[Begin Material]
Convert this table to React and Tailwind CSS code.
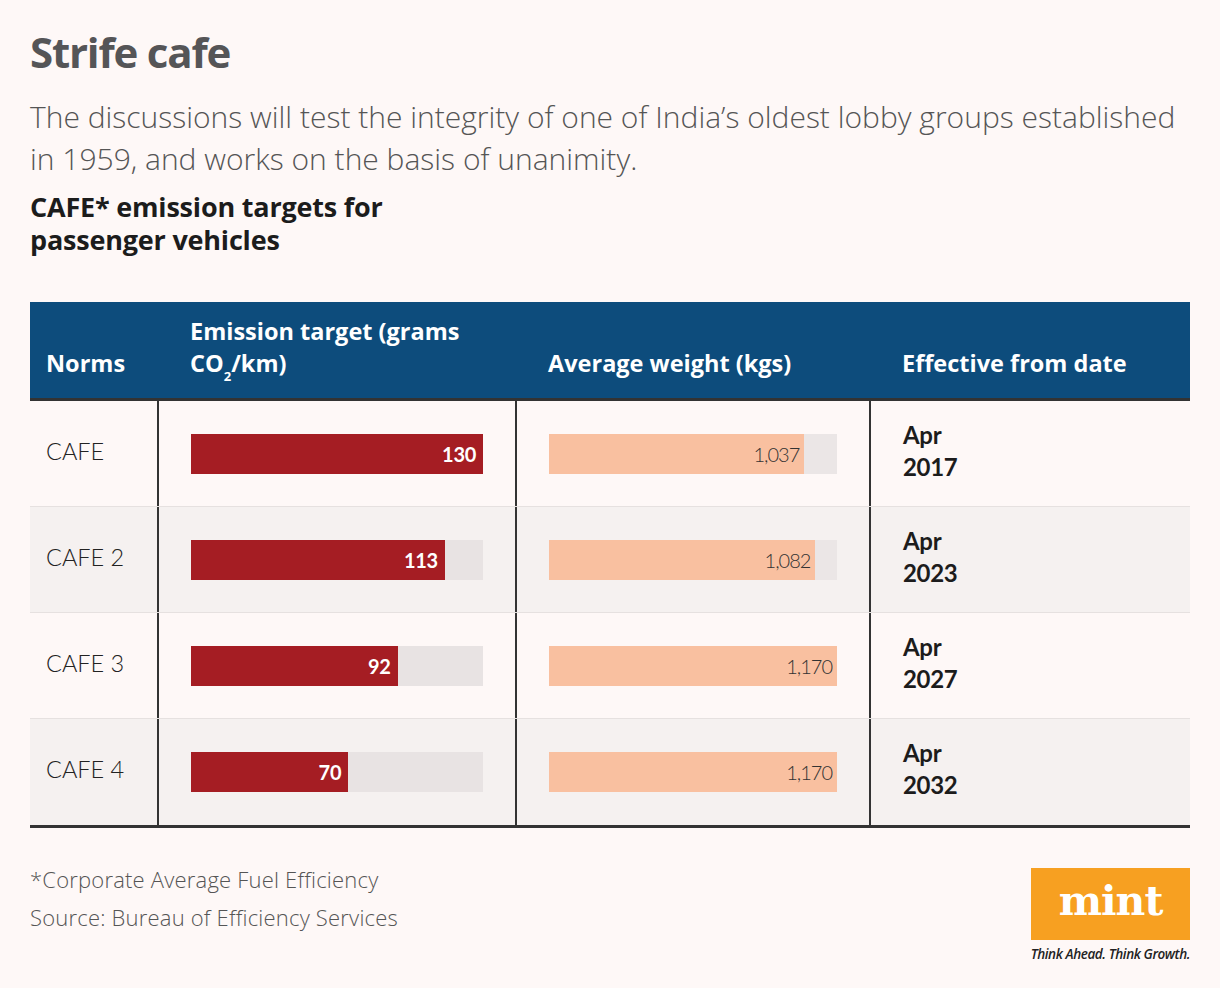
import React from "react";

const rows = [
  { norm: "CAFE", em: 130, wt: 1037, wtLabel: "1,037", year: "2017", alt: false },
  { norm: "CAFE 2", em: 113, wt: 1082, wtLabel: "1,082", year: "2023", alt: true },
  { norm: "CAFE 3", em: 92, wt: 1170, wtLabel: "1,170", year: "2027", alt: false },
  { norm: "CAFE 4", em: 70, wt: 1170, wtLabel: "1,170", year: "2032", alt: true },
];

const OS = { fontFamily: "'Open Sans', Lato, sans-serif" };

export default function App() {
  return (
    <div className="w-[1220px] h-[988px] bg-[#fef8f7] overflow-hidden" style={{ fontFamily: "Lato, 'Open Sans', sans-serif" }}>
      <div className="px-[30px] pt-[28px]">
        <h1 className="text-[42px] leading-[48px] font-bold text-[#555557] tracking-[-1.2px]" style={OS}>Strife cafe</h1>
        <p className="mt-[20px] text-[30px] leading-[42px] font-light text-[#555]" style={OS}>
          The discussions will test the integrity of one of India’s oldest lobby groups established in 1959, and works on the basis of unanimity.
        </p>
        <h2 className="mt-[10px] text-[27px] leading-[33px] font-bold text-[#1c1c1c] w-[420px] tracking-[-0.2px]" style={OS}>
          CAFE* emission targets for passenger vehicles
        </h2>

        <div className="mt-[46px] w-[1160px]">
          <div className="grid grid-cols-[129px_358px_354px_319px] bg-[#0d4c7c] h-[99px] border-b-[3px] border-[#333] text-white font-bold text-[23.5px] leading-[32px]" style={OS}>
            <div className="flex items-end pb-[19px] pl-[16px]">Norms</div>
            <div className="flex items-end pb-[19px] pl-[31px]">
              <span>Emission target (grams<br />CO<sub className="text-[13px] align-[-6px]">2</sub>/km)</span>
            </div>
            <div className="flex items-end pb-[19px] pl-[31px]">Average weight (kgs)</div>
            <div className="flex items-end pb-[19px] pl-[31px]">Effective from date</div>
          </div>
          {rows.map((r, i) => (
            <div
              key={i}
              className={`grid grid-cols-[129px_358px_354px_319px] h-[106px] ${r.alt ? "bg-[#f5f1f0]" : "bg-[#fef8f7]"} ${i < rows.length - 1 ? "border-b border-[#e6e1e0]" : ""}`}
            >
              <div className="flex items-center pl-[16px] pb-[4px] border-r-2 border-[#333] text-[23.5px] font-light text-[#222] whitespace-nowrap">
                {r.norm}
              </div>
              <div className="flex items-center pl-[32px] border-r-2 border-[#333]">
                <div className="w-[292px] h-[40px] bg-[#e8e3e3] flex">
                  <div className="h-full bg-[#a51d23] flex items-center justify-end pr-[7px] text-white font-bold text-[20px] tracking-[-0.3px]" style={{ width: `${(r.em / 130) * 100}%` }}>
                    {r.em}
                  </div>
                </div>
              </div>
              <div className="flex items-center pl-[32px] border-r-2 border-[#333]">
                <div className="w-[288px] h-[40px] bg-[#ebe6e6] flex">
                  <div className="h-full bg-[#f9c0a0] flex items-center justify-end pr-[5px] text-[#333] font-light text-[20px] tracking-[-1px]" style={{ width: `${(r.wt / 1170) * 100}%` }}>
                    {r.wtLabel}
                  </div>
                </div>
              </div>
              <div className="pl-[32px] pt-[18px] text-[24px] leading-[32px] font-bold text-[#1c1c1c] tracking-[-0.3px]">
                Apr<br />{r.year}
              </div>
            </div>
          ))}
          <div className="h-[3px] bg-[#333]" />
        </div>

        <div className="flex justify-between items-start mt-[32px] w-[1160px]">
          <div className="text-[22px] leading-[38px] font-light text-[#555] tracking-[0.2px]" style={OS}>
            <div>*Corporate Average Fuel Efficiency</div>
            <div>Source: Bureau of Efficiency Services</div>
          </div>
          <div className="flex flex-col items-end mt-[8px]">
            <div className="w-[159px] h-[72px] bg-[#f7a021] flex items-center justify-center">
              <span className="text-white font-bold text-[41px] leading-none pb-[6px] tracking-[-1px]" style={{ fontFamily: "'DejaVu Serif', 'Liberation Serif', serif" }}>mint</span>
            </div>
            <div className="mt-[5px] text-[13.5px] leading-[18px] italic font-semibold text-[#222] tracking-[-0.4px]" style={OS}>Think Ahead. Think Growth.</div>
          </div>
        </div>
      </div>
    </div>
  );
}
[End Material]
Repeat the full listing above exactly, with no pictures in the copy.

## Reply
Convert this table to React and Tailwind CSS code.
import React from "react";

const rows = [
  { norm: "CAFE", em: 130, wt: 1037, wtLabel: "1,037", year: "2017", alt: false },
  { norm: "CAFE 2", em: 113, wt: 1082, wtLabel: "1,082", year: "2023", alt: true },
  { norm: "CAFE 3", em: 92, wt: 1170, wtLabel: "1,170", year: "2027", alt: false },
  { norm: "CAFE 4", em: 70, wt: 1170, wtLabel: "1,170", year: "2032", alt: true },
];

const OS = { fontFamily: "'Open Sans', Lato, sans-serif" };

export default function App() {
  return (
    <div className="w-[1220px] h-[988px] bg-[#fef8f7] overflow-hidden" style={{ fontFamily: "Lato, 'Open Sans', sans-serif" }}>
      <div className="px-[30px] pt-[28px]">
        <h1 className="text-[42px] leading-[48px] font-bold text-[#555557] tracking-[-1.2px]" style={OS}>Strife cafe</h1>
        <p className="mt-[20px] text-[30px] leading-[42px] font-light text-[#555]" style={OS}>
          The discussions will test the integrity of one of India’s oldest lobby groups established in 1959, and works on the basis of unanimity.
        </p>
        <h2 className="mt-[10px] text-[27px] leading-[33px] font-bold text-[#1c1c1c] w-[420px] tracking-[-0.2px]" style={OS}>
          CAFE* emission targets for passenger vehicles
        </h2>

        <div className="mt-[46px] w-[1160px]">
          <div className="grid grid-cols-[129px_358px_354px_319px] bg-[#0d4c7c] h-[99px] border-b-[3px] border-[#333] text-white font-bold text-[23.5px] leading-[32px]" style={OS}>
            <div className="flex items-end pb-[19px] pl-[16px]">Norms</div>
            <div className="flex items-end pb-[19px] pl-[31px]">
              <span>Emission target (grams<br />CO<sub className="text-[13px] align-[-6px]">2</sub>/km)</span>
            </div>
            <div className="flex items-end pb-[19px] pl-[31px]">Average weight (kgs)</div>
            <div className="flex items-end pb-[19px] pl-[31px]">Effective from date</div>
          </div>
          {rows.map((r, i) => (
            <div
              key={i}
              className={`grid grid-cols-[129px_358px_354px_319px] h-[106px] ${r.alt ? "bg-[#f5f1f0]" : "bg-[#fef8f7]"} ${i < rows.length - 1 ? "border-b border-[#e6e1e0]" : ""}`}
            >
              <div className="flex items-center pl-[16px] pb-[4px] border-r-2 border-[#333] text-[23.5px] font-light text-[#222] whitespace-nowrap">
                {r.norm}
              </div>
              <div className="flex items-center pl-[32px] border-r-2 border-[#333]">
                <div className="w-[292px] h-[40px] bg-[#e8e3e3] flex">
                  <div className="h-full bg-[#a51d23] flex items-center justify-end pr-[7px] text-white font-bold text-[20px] tracking-[-0.3px]" style={{ width: `${(r.em / 130) * 100}%` }}>
                    {r.em}
                  </div>
                </div>
              </div>
              <div className="flex items-center pl-[32px] border-r-2 border-[#333]">
                <div className="w-[288px] h-[40px] bg-[#ebe6e6] flex">
                  <div className="h-full bg-[#f9c0a0] flex items-center justify-end pr-[5px] text-[#333] font-light text-[20px] tracking-[-1px]" style={{ width: `${(r.wt / 1170) * 100}%` }}>
                    {r.wtLabel}
                  </div>
                </div>
              </div>
              <div className="pl-[32px] pt-[18px] text-[24px] leading-[32px] font-bold text-[#1c1c1c] tracking-[-0.3px]">
                Apr<br />{r.year}
              </div>
            </div>
          ))}
          <div className="h-[3px] bg-[#333]" />
        </div>

        <div className="flex justify-between items-start mt-[32px] w-[1160px]">
          <div className="text-[22px] leading-[38px] font-light text-[#555] tracking-[0.2px]" style={OS}>
            <div>*Corporate Average Fuel Efficiency</div>
            <div>Source: Bureau of Efficiency Services</div>
          </div>
          <div className="flex flex-col items-end mt-[8px]">
            <div className="w-[159px] h-[72px] bg-[#f7a021] flex items-center justify-center">
              <span className="text-white font-bold text-[41px] leading-none pb-[6px] tracking-[-1px]" style={{ fontFamily: "'DejaVu Serif', 'Liberation Serif', serif" }}>mint</span>
            </div>
            <div className="mt-[5px] text-[13.5px] leading-[18px] italic font-semibold text-[#222] tracking-[-0.4px]" style={OS}>Think Ahead. Think Growth.</div>
          </div>
        </div>
      </div>
    </div>
  );
}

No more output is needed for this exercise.